Duncan also thanked his parents, William and Ione, and joked they had a combined “zero basketball knowledge” between them.

“But they taught me about the game more than anyone else,” Duncan said. “You heard the mantra that my mom instilled in me — good, better, best, never let it rest until your good is better and your better is your best — they told me, and made me, have pride in everything I did.”

He then discussed his remarkable journey, from not picking up a basketball until he was 14 years old to earning a scholarship to Wake Forest by playing a pickup game at a court near the hotel where his eventual college coach, Dave Odom, stayed.

“I have no idea how I played, but I played well enough that he offered me a scholarship,” Duncan said. “He saw something in me, and he took a chance on this kid from the [U.S. Virgin] Islands. Thank you, Coach O, thank you for seeing something in me that I didn’t see at the time.”

Duncan went through his career, highlighting many of his teammates, before eventually settling on two fixtures of so much of his time in San Antonio, teammates Tony Parker and Manu Ginobili — both of whom were in attendance.
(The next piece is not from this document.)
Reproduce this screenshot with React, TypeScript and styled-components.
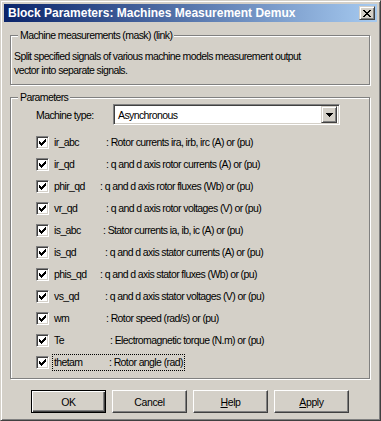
import React from 'react';
import styled, { createGlobalStyle } from 'styled-components';

const face = '#d4d0c8';
const shadow = '#808080';
const darkShadow = '#404040';
const uiFont = `"Liberation Sans", Arial, sans-serif`;

const GlobalStyle = createGlobalStyle`
  html, body {
    margin: 0;
    padding: 0;
    background: ${face};
  }
  body {
    font-family: ${uiFont};
    font-size: 10.5px;
    letter-spacing: -0.6px;
    color: #000;
  }
`;

interface PixelArtProps {
  rows: string[];
  color?: string;
}

// tiny bitmap glyphs (close cross, check mark, combo arrow) drawn pixel by pixel
function PixelArt({ rows, color = '#000' }: PixelArtProps) {
  const width = rows[0].length;
  return (
    <svg width={width} height={rows.length} viewBox={`0 0 ${width} ${rows.length}`} shapeRendering="crispEdges">
      {rows.map((row, y) =>
        row.split('').map((c, x) => (c === 'x' ? <rect key={`${x}-${y}`} x={x} y={y} width={1} height={1} fill={color} /> : null))
      )}
    </svg>
  );
}

const CLOSE_GLYPH = ['xx....xx', '.xx..xx.', '..xxxx..', '...xx...', '..xxxx..', '.xx..xx.', 'xx....xx'];
const CHECK_GLYPH = ['......x', '.....xx', 'x...xxx', 'xx.xxx.', 'xxxxx..', '.xxx...', '..x....'];
const ARROW_GLYPH = ['xxxxxxx', '.xxxxx.', '..xxx..', '...x...'];

const Window = styled.div`
  box-sizing: border-box;
  width: 381px;
  height: 421px;
  border: 1px solid;
  border-color: ${face} ${darkShadow} ${darkShadow} ${face};
  box-shadow: inset 1px 1px 0 #fff, inset -1px -1px 0 ${shadow};
  padding: 3px;
  display: flex;
  flex-direction: column;
  background: ${face};
`;

const TitleBar = styled.div`
  height: 18px;
  flex: none;
  display: flex;
  align-items: center;
  justify-content: space-between;
  padding: 0 2px 0 4px;
  background: linear-gradient(to right, #0a246a, #a6caf0);
`;

const Title = styled.span`
  color: #fff;
  font-weight: bold;
  font-size: 12px;
  letter-spacing: 0;
  white-space: nowrap;
`;

const CaptionButton = styled.div`
  box-sizing: border-box;
  width: 16px;
  height: 14px;
  display: flex;
  align-items: center;
  justify-content: center;
  background: ${face};
  border: 1px solid;
  border-color: ${face} ${darkShadow} ${darkShadow} ${face};
  box-shadow: inset 1px 1px 0 #fff, inset -1px -1px 0 ${shadow};
`;

const Body = styled.div`
  flex: 1;
  display: flex;
  flex-direction: column;
  padding: 0 7px 0 6px;
`;

const Group = styled.div<{ $top: number }>`
  position: relative;
  margin-top: ${(p) => p.$top}px;
  border: 1px solid ${shadow};
  box-shadow: inset 1px 1px 0 #fff, 1px 1px 0 #fff;
`;

const GroupLabel = styled.span`
  position: absolute;
  top: -7px;
  left: 7px;
  padding: 0 2px;
  line-height: 13px;
  background: ${face};
  white-space: nowrap;
`;

const Description = styled.p`
  margin: 0;
  padding: 13px 4px 7px 3px;
  line-height: 14px;
`;

const ParamsBody = styled.div`
  padding: 6px 0 5px 25px;
  display: flex;
  flex-direction: column;
`;

const TypeRow = styled.div`
  display: flex;
  align-items: center;
  height: 21px;
  margin-bottom: 6px;
`;

const FieldLabel = styled.span`
  width: 77px;
  flex: none;
`;

const Select = styled.div`
  box-sizing: border-box;
  width: 227px;
  height: 21px;
  display: flex;
  align-items: center;
  background: #fff;
  border: 1px solid;
  border-color: ${shadow} #fff #fff ${shadow};
  box-shadow: inset 1px 1px 0 ${darkShadow}, inset -1px -1px 0 ${face};
  padding: 2px;
`;

const SelectValue = styled.span`
  flex: 1;
  padding-left: 2px;
`;

const ArrowButton = styled(CaptionButton)`
  width: 16px;
  height: 17px;
`;

const CheckRow = styled.div`
  height: 22px;
  display: flex;
  align-items: center;
`;

const CheckBox = styled.span`
  box-sizing: border-box;
  width: 13px;
  height: 13px;
  flex: none;
  display: flex;
  align-items: center;
  justify-content: center;
  background: #fff;
  border: 1px solid;
  border-color: ${shadow} #fff #fff ${shadow};
  box-shadow: inset 1px 1px 0 ${darkShadow}, inset -1px -1px 0 ${face};
`;

const CheckLabel = styled.span<{ $focused?: boolean }>`
  display: flex;
  align-items: center;
  margin-left: 4px;
  padding: 0 1px;
  height: 15px;
  outline: ${(p) => (p.$focused ? '1px dotted #000' : 'none')};
  white-space: nowrap;
`;

const SignalName = styled.span<{ $width: number }>`
  width: ${(p) => p.$width}px;
  flex: none;
`;

const ButtonBar = styled.div`
  display: flex;
  justify-content: center;
  gap: 6px;
  margin-top: 11px;
`;

const Button = styled.button<{ $default?: boolean }>`
  box-sizing: border-box;
  width: 75px;
  height: 23px;
  padding: 0;
  font-family: ${uiFont};
  font-size: 10.5px;
  letter-spacing: -0.4px;
  color: #000;
  background: ${face};
  border: 1px solid;
  border-color: ${(p) => (p.$default ? '#000' : `#fff ${darkShadow} ${darkShadow} #fff`)};
  box-shadow: ${(p) =>
    p.$default
      ? `inset 1px 1px 0 #fff, inset -1px -1px 0 ${darkShadow}, inset -2px -2px 0 ${shadow}`
      : `inset -1px -1px 0 ${shadow}`};
`;

const signals = [
  { name: 'ir_abc', desc: ': Rotor currents ira, irb, irc (A) or (pu)', width: 52 },
  { name: 'ir_qd', desc: ': q and d axis rotor currents (A) or (pu)', width: 52 },
  { name: 'phir_qd', desc: ': q and d axis rotor fluxes (Wb) or (pu)', width: 46 },
  { name: 'vr_qd', desc: ': q and d axis rotor voltages (V) or (pu)', width: 52 },
  { name: 'is_abc', desc: ': Stator currents ia, ib, ic (A) or (pu)', width: 49 },
  { name: 'is_qd', desc: ': q and d axis stator currents (A) or (pu)', width: 51 },
  { name: 'phis_qd', desc: ': q and d axis stator fluxes (Wb) or (pu)', width: 46 },
  { name: 'vs_qd', desc: ': q and d axis stator voltages (V) or (pu)', width: 51 },
  { name: 'wm', desc: ': Rotor speed (rad/s) or (pu)', width: 52 },
  { name: 'Te', desc: ': Electromagnetic torque (N.m) or (pu)', width: 56 },
  { name: 'thetam', desc: ': Rotor angle (rad)', width: 55 },
];

export default function App() {
  return (
    <>
      <GlobalStyle />
      <Window>
        <TitleBar>
          <Title>Block Parameters: Machines Measurement Demux</Title>
          <CaptionButton aria-label="Close">
            <PixelArt rows={CLOSE_GLYPH} />
          </CaptionButton>
        </TitleBar>
        <Body>
          <Group $top={13}>
            <GroupLabel>Machine measurements (mask) (link)</GroupLabel>
            <Description>
              Split specified signals of various machine models measurement output
              <br />
              vector into separate signals.
            </Description>
          </Group>
          <Group $top={12}>
            <GroupLabel>Parameters</GroupLabel>
            <ParamsBody>
              <TypeRow>
                <FieldLabel>Machine type:</FieldLabel>
                <Select>
                  <SelectValue>Asynchronous</SelectValue>
                  <ArrowButton>
                    <PixelArt rows={ARROW_GLYPH} />
                  </ArrowButton>
                </Select>
              </TypeRow>
              {signals.map((s, i) => (
                <CheckRow key={s.name}>
                  <CheckBox>
                    <PixelArt rows={CHECK_GLYPH} />
                  </CheckBox>
                  <CheckLabel $focused={i === signals.length - 1}>
                    <SignalName $width={s.width}>{s.name}</SignalName>
                    {s.desc}
                  </CheckLabel>
                </CheckRow>
              ))}
            </ParamsBody>
          </Group>
          <ButtonBar>
            <Button $default>OK</Button>
            <Button>Cancel</Button>
            <Button>
              <u>H</u>elp
            </Button>
            <Button>
              <u>A</u>pply
            </Button>
          </ButtonBar>
        </Body>
      </Window>
    </>
  );
}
“To look to your left and look to your right and have the same guys there year in and year out is unbelievable,” he said. “It’s a blessing beyond what I can put into words. Manu Ginobili, Tony Parker, I can’t wait to see you guys up here and for me to not be up here. It was an honor sharing the court with you guys. Thank you for your friendship, thank you for your brotherhood, thank you for all of the experiences that we shared on that court.”

Then, after choking up while talking about his wife and children, Duncan finally turned his attention to Popovich, whom Duncan joked would be angry he talked about him at all.

“I don’t want to talk about him. He’s going to get mad at me if I talk about him,” Duncan said.

“The standard you set … you showed up after I got drafted, you came to my island, you sat with my friends, my family, you talked with my dad. I thought that was normal. It’s not. You’re an exceptional person.

“Thank you for teaching me about basketball but, beyond that, teaching me that it’s not all about basketball. It’s about what’s going on in the world, your family … just, for everything. Thank you for being the amazing human being that you are.”